SDAS will create a restricted fund designated solely for STAY COOL’s projects, and all funds that reside with our current fiscal sponsor, Mission Edge, will transfer over to the new fund by the end of the year. If you wish to continue to support our outreach and education programs, donations* will be accepted through Network for Good, our secure online donation platform.

Our changes are bittersweet.  Unfortunately, the executive team has determined that we can no longer ensure the resources necessary to employ a staff member. As a consequence, we will with the new year become an all-volunteer organization.  We will lose our Administrative Director, Sarah Benson, who has done such an outstanding job for STAY COOL for the last four years. Sarah’s last day with STAY COOL will be December 15. Her dedication to our cause has been tremendous and her many talents will be sorely missed.

Our volunteer Advisory Council is growing. This month, we welcomed a new member, Linda Giannelli Pratt. Linda has built a professional career focused on community-based environmental protection, most recently as managing director of Green Cities California, a statewide nonprofit organization which serves local government leaders to advance more sustainable policies and practices. We are pleased to welcome Linda to our team! Learn more about Linda on our “Who We Are” page.

For any questions or comments about these changes, please feel free to give me a call at 619-261-6321.
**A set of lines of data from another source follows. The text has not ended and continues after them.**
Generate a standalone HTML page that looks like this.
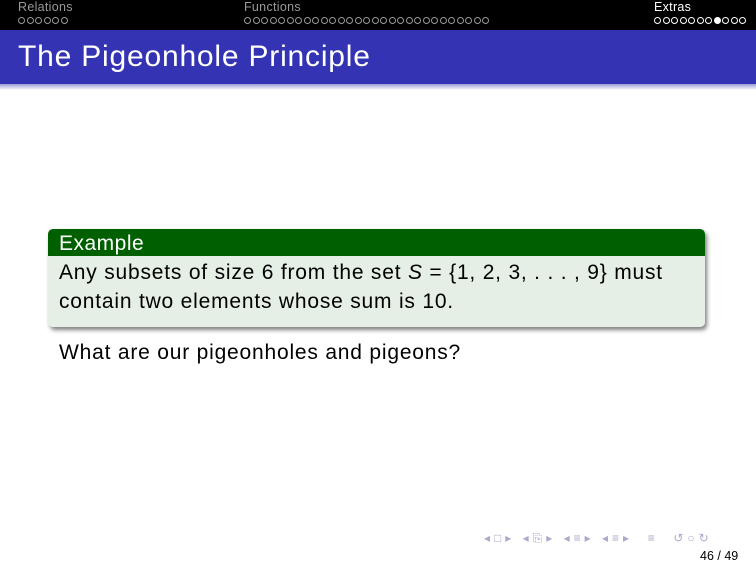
<!DOCTYPE html>
<html><head><style>
body{margin:0;width:756px;height:567px;background:#fff;position:relative;overflow:hidden;font-family:"Liberation Sans",sans-serif;}
.top{position:absolute;left:0;top:0;width:756px;height:30px;background:#000;}
.nav{position:absolute;font-size:12.5px;color:#999;line-height:13px;letter-spacing:0.3px;}
.dots{position:absolute;top:17px;display:flex;}
.dots i{display:block;width:5px;height:5px;border:1px solid #999;border-radius:50%;margin-right:1.5px;}
.dots.w i{border-color:#fff;}
.dots i.f{background:#fff;}
.title{position:absolute;left:0;top:30px;width:756px;height:54px;background:#3333b3;}
.title span{position:absolute;left:18px;top:10px;font-size:30px;color:#fff;letter-spacing:0.8px;}
.shadow{position:absolute;left:0;top:84px;width:756px;height:6px;background:linear-gradient(#9b9bd6,#fff);}
.blk{position:absolute;left:48px;top:229px;width:657px;height:98px;border-radius:5px;box-shadow:2px 3px 4px rgba(0,0,0,.5);overflow:hidden;}
.bh{height:27px;background:#006000;color:#fff;font-size:21px;line-height:29px;padding-left:11px;letter-spacing:0.5px;}
.bb{height:71px;background:#e5efe5;color:#000;font-size:21px;line-height:29px;padding:2px 11px 0;letter-spacing:0.8px;}
.q{position:absolute;left:59px;top:341px;font-size:21px;letter-spacing:0.8px;}
.ic{position:absolute;left:484px;top:531px;font-size:12px;color:#aac;letter-spacing:4px;}
.pg{position:absolute;left:700px;top:549px;font-size:12.5px;}
</style></head><body>
<div class="top"></div>
<div class="nav" style="left:18px;top:1px">Relations</div>
<div class="dots" style="left:18px"><i></i><i></i><i></i><i></i><i></i><i></i></div>
<div class="nav" style="left:244px;top:1px">Functions</div>
<div class="dots" style="left:244px"><i></i><i></i><i></i><i></i><i></i><i></i><i></i><i></i><i></i><i></i><i></i><i></i><i></i><i></i><i></i><i></i><i></i><i></i><i></i><i></i><i></i><i></i><i></i><i></i><i></i><i></i><i></i><i></i><i></i></div>
<div class="nav" style="left:654px;top:1px;color:#fff">Extras</div>
<div class="dots w" style="left:654px"><i></i><i></i><i></i><i></i><i></i><i></i><i></i><i class="f"></i><i></i><i></i><i></i></div>
<div class="title"><span>The Pigeonhole Principle</span></div>
<div class="shadow"></div>
<div class="blk"><div class="bh">Example</div><div class="bb">Any subsets of size 6 from the set <i>S</i> = {1, 2, 3, . . . , 9} must<br>contain two elements whose sum is 10.</div></div>
<div class="q">What are our pigeonholes and pigeons?</div>
<div class="ic">◂□▸ ◂⎘▸ ◂≡▸ ◂≡▸ &nbsp;≡ &nbsp;↺○↻</div>
<div class="pg">46 / 49</div>
</body></html>
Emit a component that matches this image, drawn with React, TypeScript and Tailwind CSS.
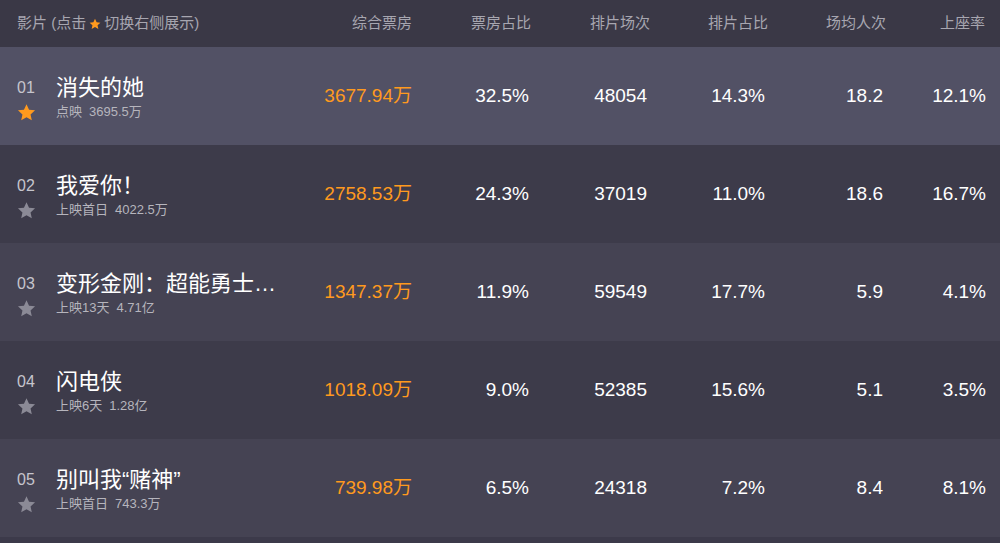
const films = [
  { no: "01", title: "消失的她", tag: "点映", total: "3695.5万", box: "3677.94万", boxRate: "32.5%", shows: "48054", showRate: "14.3%", avg: "18.2", seat: "12.1%", active: true },
  { no: "02", title: "我爱你！", tag: "上映首日", total: "4022.5万", box: "2758.53万", boxRate: "24.3%", shows: "37019", showRate: "11.0%", avg: "18.6", seat: "16.7%", active: false },
  { no: "03", title: "变形金刚：超能勇士…", tag: "上映13天", total: "4.71亿", box: "1347.37万", boxRate: "11.9%", shows: "59549", showRate: "17.7%", avg: "5.9", seat: "4.1%", active: false },
  { no: "04", title: "闪电侠", tag: "上映6天", total: "1.28亿", box: "1018.09万", boxRate: "9.0%", shows: "52385", showRate: "15.6%", avg: "5.1", seat: "3.5%", active: false },
  { no: "05", title: "别叫我“赌神”", tag: "上映首日", total: "743.3万", box: "739.98万", boxRate: "6.5%", shows: "24318", showRate: "7.2%", avg: "8.4", seat: "8.1%", active: false },
];

const rowBg = ["bg-[#525165]", "bg-[#3d3b4a]", "bg-[#454353]", "bg-[#3d3b4a]", "bg-[#454353]"];

function Star({ size, color }: { size: number; color: string }) {
  return (
    <svg width={size} height={size} viewBox="0 0 24 24" fill={color}>
      <path d="M12 1.5l3.2 7 7.6.8-5.7 5.1 1.6 7.5L12 18l-6.7 3.9 1.6-7.5-5.7-5.1 7.6-.8z" />
    </svg>
  );
}

export default function App() {
  return (
    <main
      className="min-h-[543px] w-[1000px] bg-[#3c3a4a] text-white"
      style={{ fontFamily: '"Liberation Sans", "Noto Sans CJK SC", sans-serif' }}
    >
      <div className="flex h-[47px] items-center bg-[#3a3846] text-[15px] text-[#a7a6b0]">
        <div className="flex w-[294px] items-center pl-[17px]">
          影片 (点击
          <span className="mx-[3px] inline-flex">
            <Star size={12} color="#ff9a1e" />
          </span>
          切换右侧展示)
        </div>
        <div className="w-[118px] text-right">综合票房</div>
        <div className="w-[119px] text-right">票房占比</div>
        <div className="w-[119px] text-right">排片场次</div>
        <div className="w-[118px] text-right">排片占比</div>
        <div className="w-[118px] text-right">场均人次</div>
        <div className="w-[99px] text-right">上座率</div>
      </div>

      {films.map((f, i) => (
        <div key={f.no} className={`flex h-[98px] items-center ${rowBg[i]}`}>
          <div className="grid w-[294px] grid-cols-[39px_1fr] pl-[17px] pt-[6px]">
            <div className="flex h-[26px] items-center text-[16px] text-[#c6c5cd]">{f.no}</div>
            <div className="h-[26px] whitespace-nowrap text-[22px] leading-[26px] text-white">{f.title}</div>
            <div className="flex h-[23px] items-center">
              <Star size={19} color={f.active ? "#ff9a1e" : "#8b8a96"} />
            </div>
            <div className="flex h-[23px] items-center text-[13px] text-[#b6b5bd]">
              {f.tag}
              <span className="ml-[7px]">{f.total}</span>
            </div>
          </div>
          <div className="w-[118px] text-right text-[19px] text-[#ff9a1e]">{f.box}</div>
          <div className="w-[117px] text-right text-[19px]">{f.boxRate}</div>
          <div className="w-[118px] text-right text-[19px]">{f.shows}</div>
          <div className="w-[118px] text-right text-[19px]">{f.showRate}</div>
          <div className="w-[118px] text-right text-[19px]">{f.avg}</div>
          <div className="w-[103px] text-right text-[19px]">{f.seat}</div>
        </div>
      ))}
    </main>
  );
}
Many thanks for your ongoing support for a cooler future,

Bob Leiter
STAY COOL for Grandkids Advisory Council Chairperson

* All gifts to the STAY COOL project are tax-deductible. Through December 31, 2017 the fiscal sponsor accepting donations on behalf of STAY COOL is Mission Edge, tax ID 27-2938491. If you prefer, checks can be mailed to Mission Edge at: P.O. Box 12319, San Diego, CA 92112. Please indicate your gift is to support “STAY COOL” on your check. Beginning January 1, 2018, tax-deductible donations to the STAY COOL project can be made directly to San Diego Audubon Society.